Selon un rapport publié en septembre 2007 par la Cour des Comptes (voir sous l’onglet Prolonger), ces salaires non exonérés ont représenté 63 milliards d’euros de pertes brutes de recettes pour la Sécurité sociale en 2005. Et les exonérations de charges sociales et patronales sur les heures supplémentaires, votées dans le cadre de la loi Tepa d’août 2007 (pour un résultat médiocre) n’ont fait qu’alourdir la balance de ces salaires fantômes pour la collectivité.
Comme la plupart des syndicats, Bernard van Craeynest de la CGC demande donc que ces revenus soient, eux aussi, taxés. Une nécessité, selon lui, pour maintenir la référence au salaire, qui est le cœur du système par répartition (où les actifs paient pour les retraités). Et garantir aux caisses d’assurance vieillesse un peu d'argent pour plus tard.
En février, le président de la République, en visite dans l’Allier, avait promis des décisions rapides sur le sujet. L’idée, qui suscite une forte résistance de la part du patronat, n’a pas resurgi depuis.

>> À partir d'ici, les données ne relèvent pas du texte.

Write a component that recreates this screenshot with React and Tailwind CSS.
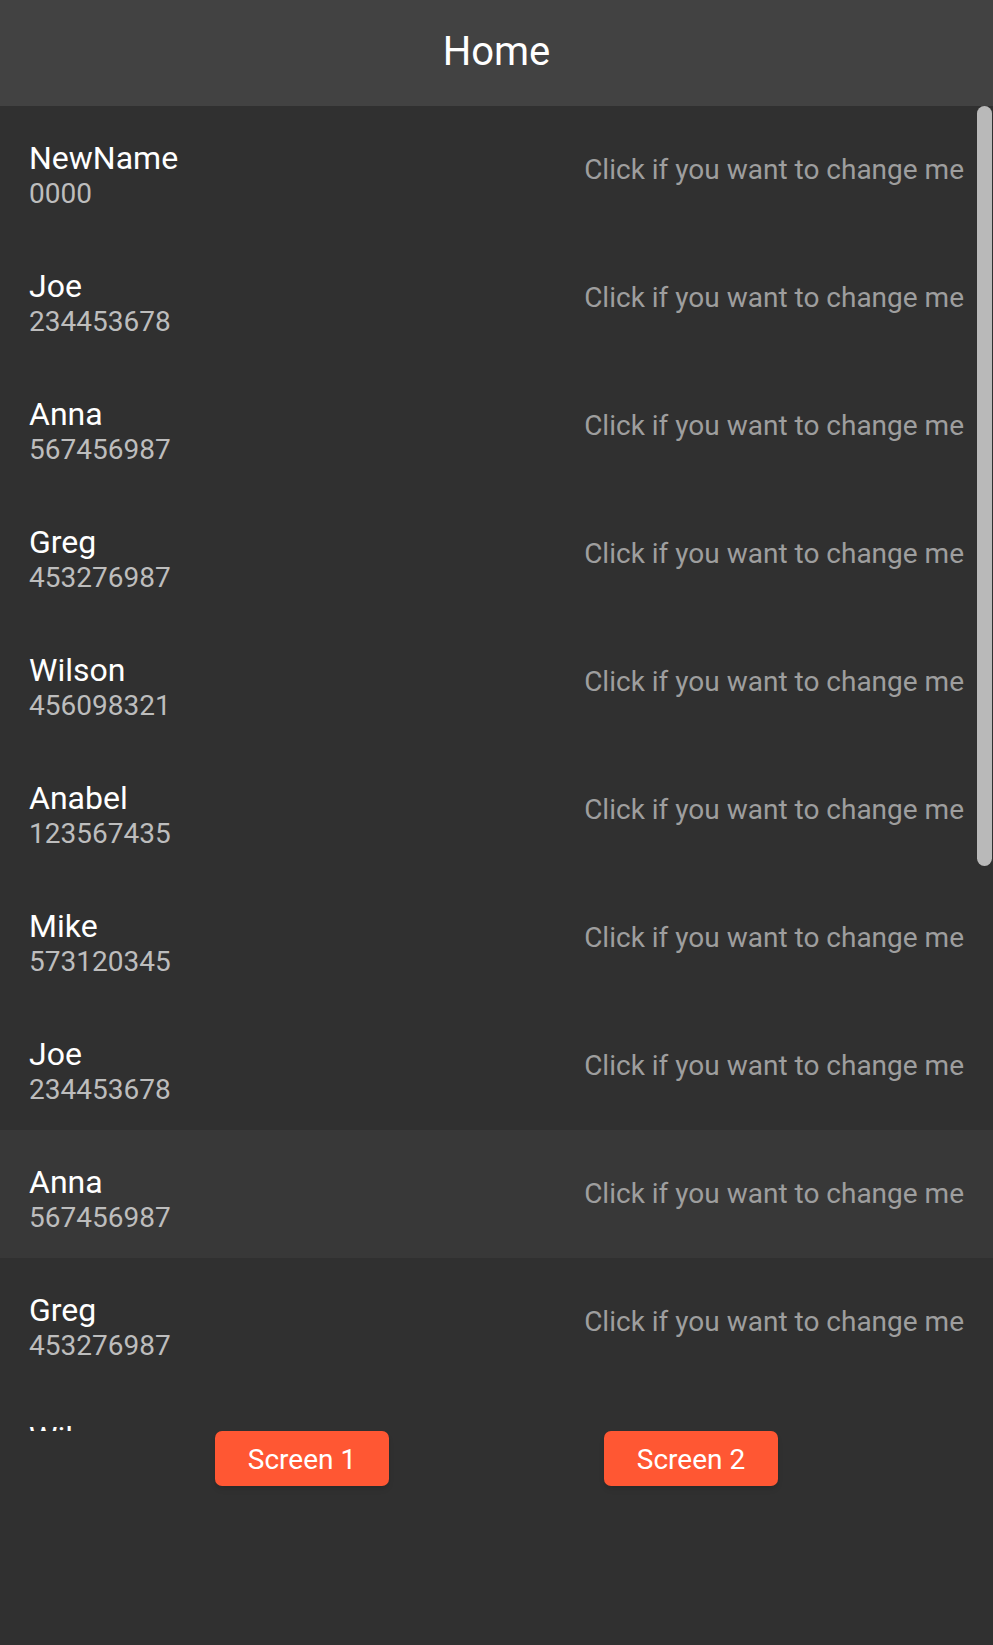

La CGT: « Moins on créé des emplois, plus on paie »
Faire payer les entreprises
C’est le grand tabou de la discussion. «On nous dit qu’il n’y a que trois leviers pour sauver les retraites», s’insurgent la plupart des syndicalistes qui ont participé à la récente concertation avec le gouvernement. Trois moyens d’actions, toujours les mêmes : la baisse des pensions (difficile de faire mieux), la hausse des prélèvements obligatoires (le gouvernement y est opposé) et la durée de cotisation.
Mais toutes les pistes ont-elles vraiment été explorées ? Ce n’est pas l’avis de FO, qui aurait aimé que les bénéfices non réinvestis des entreprises, et d’abord de celles du Cac 40 soient taxés à hauteur de 3%. Quant à Jean-Christophe Le Duigou, numéro deux de la CGT, il propose, lui, une taxe spéciale entreprises «à double modulation» : si leurs cotisations sociales sont jugées insuffisantes par rapport à d’autres secteurs de l’économie et si elles ne créent pas assez d’emplois.
Remplir le bas de laine
Un gigantesque bas de laine, censé renflouer les caisses des régimes de retraites après 2020. Le Fonds de réserve des retraites (FRR) devait à l’origine être abondé régulièrement, notamment à chaque privatisation, à chaque ouverture de capital d’une entreprise privée. A sa création, on avait même parlé de «1000 milliards de francs», soit 152 milliards d’euros.
Le coffre-fort est pour l’instant beaucoup moins bien rempli : seulement 31 milliards d’euros au 31 mars 2008 (sans compter une paume de 3 milliards à la suite de la dégringolade des marchés financiers, comme l’a souligné dans le Club de Mediapart Michèle Iltis, mais qui reste une perte virtuelle).
Et si on changeait tout?
Depuis quelques mois, les partenaires sociaux ont même craint que le FRR ne soit purement et simplement syphonné par le gouvernement, qui n’avait pas caché son intérêt pour ce magot dormant, en ces temps de disette budgétaire. Un appétit aiguisé par la présidence à venir ( dès le 1er juillet) de l’Union européenne, affirme Bernard van Craeynest de la CGC. «On a senti que la France avait peut-être envie de combler quelques déficits pour faire bonne figure auprès de ses collègues européens», dit-il.
Le FRR est-il menacé pour autant ? « Ils n’ont pas intérêt, c’est explosif », prévient-on à la Cnav. Pour assurer la survie du Fonds de réserve, la CGT propose une taxe sur les revenus financiers des entreprises. Une contribution qui, pour être équitable, devrait être au moins égale aux cotisations salariales, soit environ 12% selon Jean-Christophe Le Duigou (il est aussi vice-président du FRR). Impossible à mettre en place ? Lui n’y croit pas : «Si on ne peut plus décider d’un prélèvement sur les entreprises, il faut le dire. Au moins les choses seront plus claires.»
Mettre le système cul par-dessus tête
«Depuis quinze ans, tous les gouvernements ont présenté la question des retraites comme une question de chiffres, analyse Jean-Christophe Le Duigou. Alors on crie plus ou moins fort selon que l’équipe dirigeante est de gauche ou de droite, mais finalement on n’apporte jamais de réponses. » Cette logique comptable, le numéro deux de la CGT la combat. «Il faut tout repenser.» Selon lui, le chemin rectiligne formation-activité-retraite, sur lequel s’est fondée la retraite par répartition a volé en éclats. Et les jeunes qui entrent dans la vie active ont besoin, dit-il, d’avoir à nouveau confiance dans le système de retraites.
« Les jeunes de moins de 30 ans sont deux fois plus nombreux que leurs aînés de 10 ans à souscrire des plans d’épargne.» Jean-Christophe le Duigou, qui a écrit un post sur le sujet dans notre Club propose, par exemple, d’intégrer les périodes de formation et d’apprentissage dans le calcul de la retraite. Bref, de donner un coup de neuf à notre vieux système de retraites en renversant la table. Une voix salutaire, alors que les Cassandre de la retraite n'ont de cesse de prédire la lente agonie du système par répartition, tout en lui imposant des remèdes de cheval.